- Parappa Location in Kerala, India Parappa Parappa (India)
- Coordinates: 12°22′17″N 75°14′42″E﻿ / ﻿12.3714°N 75.2450°E
- Country: India
- State: Kerala
- District: Kasaragod
- Taluk: Vellarikundu

Government
- • Type: Panchayati raj (India)
- • Body: Block Panchayat

Area
- • Total: 40.22 km^{2} (15.53 sq mi)

Population (2011)
- • Total: 14,137
- • Density: 350/km^{2} (910/sq mi)

Languages
- • Official: Malayalam, English
- Time zone: UTC+5:30 (IST)
- PIN: 671533
- Telephone code: 04672
- Vehicle registration: KL-79

= Parappa (Kasaragod) =

Village in Kerala, India

Parappa is a village and block panchayat in Vellarikundu taluk of Kasaragod district in the Indian state of Kerala.

==Location==
Parappa is located 7 km west of Vellarikundu on Odayanchal-Cherupuzha road, 24 km east of Kanhangad and 44 km south east of District headquarters Kasaragod.

==Administration==

Local bodies in Kasaragod district

Parappa is a village in Balal Grama Panchayat.

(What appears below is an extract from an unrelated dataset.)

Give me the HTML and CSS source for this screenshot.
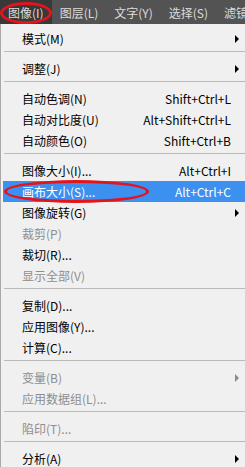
FILE: index.html
```html
<!DOCTYPE html>
<html>
<head>
  <title>图像菜单</title>
  <link rel="stylesheet" href="styles.css">
</head>
<body>
  <div class="menubar">
    <span class="bar-item active">图像(I)<span class="ring"></span></span>
    <span class="bar-item">图层(L)</span>
    <span class="bar-item">文字(Y)</span>
    <span class="bar-item">选择(S)</span>
    <span class="bar-item">滤镜</span>
  </div>

  <ul class="menu">
    <li class="item"><span class="label">模式(M)</span><span class="sub"><i class="arrow"></i></span></li>
    <li class="sep"></li>
    <li class="item"><span class="label">调整(J)</span><span class="sub"><i class="arrow"></i></span></li>
    <li class="sep"></li>
    <li class="item"><span class="label">自动色调(N)</span><span class="key">Shift+Ctrl+L</span><span class="sub"></span></li>
    <li class="item"><span class="label">自动对比度(U)</span><span class="key">Alt+Shift+Ctrl+L</span><span class="sub"></span></li>
    <li class="item"><span class="label">自动颜色(O)</span><span class="key">Shift+Ctrl+B</span><span class="sub"></span></li>
    <li class="sep"></li>
    <li class="item"><span class="label">图像大小(I)...</span><span class="key">Alt+Ctrl+I</span><span class="sub"></span></li>
    <li class="item selected"><span class="label">画布大小(S)...</span><span class="key">Alt+Ctrl+C</span><span class="sub"></span><span class="ring wide"></span></li>
    <li class="item"><span class="label">图像旋转(G)</span><span class="sub"><i class="arrow"></i></span></li>
    <li class="item disabled"><span class="label">裁剪(P)</span><span class="sub"></span></li>
    <li class="item"><span class="label">裁切(R)...</span><span class="sub"></span></li>
    <li class="item disabled"><span class="label">显示全部(V)</span><span class="sub"></span></li>
    <li class="sep"></li>
    <li class="item"><span class="label">复制(D)...</span><span class="sub"></span></li>
    <li class="item"><span class="label">应用图像(Y)...</span><span class="sub"></span></li>
    <li class="item"><span class="label">计算(C)...</span><span class="sub"></span></li>
    <li class="sep"></li>
    <li class="item disabled"><span class="label">变量(B)</span><span class="sub"><i class="arrow"></i></span></li>
    <li class="item disabled"><span class="label">应用数据组(L)...</span><span class="sub"></span></li>
    <li class="sep"></li>
    <li class="item disabled"><span class="label">陷印(T)...</span><span class="sub"></span></li>
    <li class="sep"></li>
    <li class="item"><span class="label">分析(A)</span><span class="sub"><i class="arrow"></i></span></li>
  </ul>
</body>
</html>
```

FILE: styles.css
```css
body { margin: 0; background: #f0f0f0; font-family: "Noto Sans CJK SC", "Noto Sans", sans-serif; font-size: 12px; overflow: hidden; }

.menubar { display: flex; height: 24px; background: #535353; color: #dcdcdc; white-space: nowrap; overflow: hidden; }
.bar-item { position: relative; display: flex; align-items: center; padding: 0 8px; flex: none; }
.bar-item.active { background: #383838; }

.ring { position: absolute; border: 3px solid #e3141c; border-radius: 50%; pointer-events: none; }
.bar-item .ring { left: 0; top: 2px; width: 46px; height: 16px; }
.ring.wide { left: 1px; top: -1px; width: 139px; height: 17px; }

.menu { list-style: none; margin: 0; padding: 4px 0 0 2px; border-left: 1px solid #a9a9a9; min-height: 443px; }
.item { position: relative; display: flex; align-items: center; height: 21px; padding-left: 19px; color: #000; }
.item .label { flex: 1; }
.item .key { color: #000; }
.item .sub { width: 14px; flex: none; display: flex; align-items: center; }
.item.selected { background: #3c90f0; color: #fff; }
.item.selected .key { color: #fff; }
.item.disabled { color: #8e8e8e; }

.arrow { display: block; margin-left: 4px; width: 0; height: 0; border-top: 4px solid transparent; border-bottom: 4px solid transparent; border-left: 4px solid #000; }
.disabled .arrow { border-left-color: #8a8a8a; }

.sep { height: 9px; margin-left: 1px; box-sizing: border-box; padding-top: 2px; }
.sep::before { content: ""; display: block; height: 1px; background: #b9b9b9; }
```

The Parappa Block Panchayat consists of 7 Grama Panchayats, including Balal, East Eleri, Kallar, Kinanoor-Karindalam, Kodom-Belur, Panathady and West Eleri. Parappa village is politically a part of Kanhangad (State Assembly constituency) which belongs to Kasaragod (Lok Sabha constituency).

==Demographics==
As of 2011 Census, Parappa village had total population of 14,137 which constitutes 6,834 males and 7,303 females. Parappa village spreads over an area of 40.22 km2 with 3,463 families residing in it. The sex ratio of Parappa was 1068 lower than state average of 1084. Population in the age group 0-6 was 1,542 (10.9%) where 793 are males and 749 are females. Parappa had overall literacy of 88.3%, lower than state average of 94%. Male literacy stands at 92.1% and female literacy was 84.8%.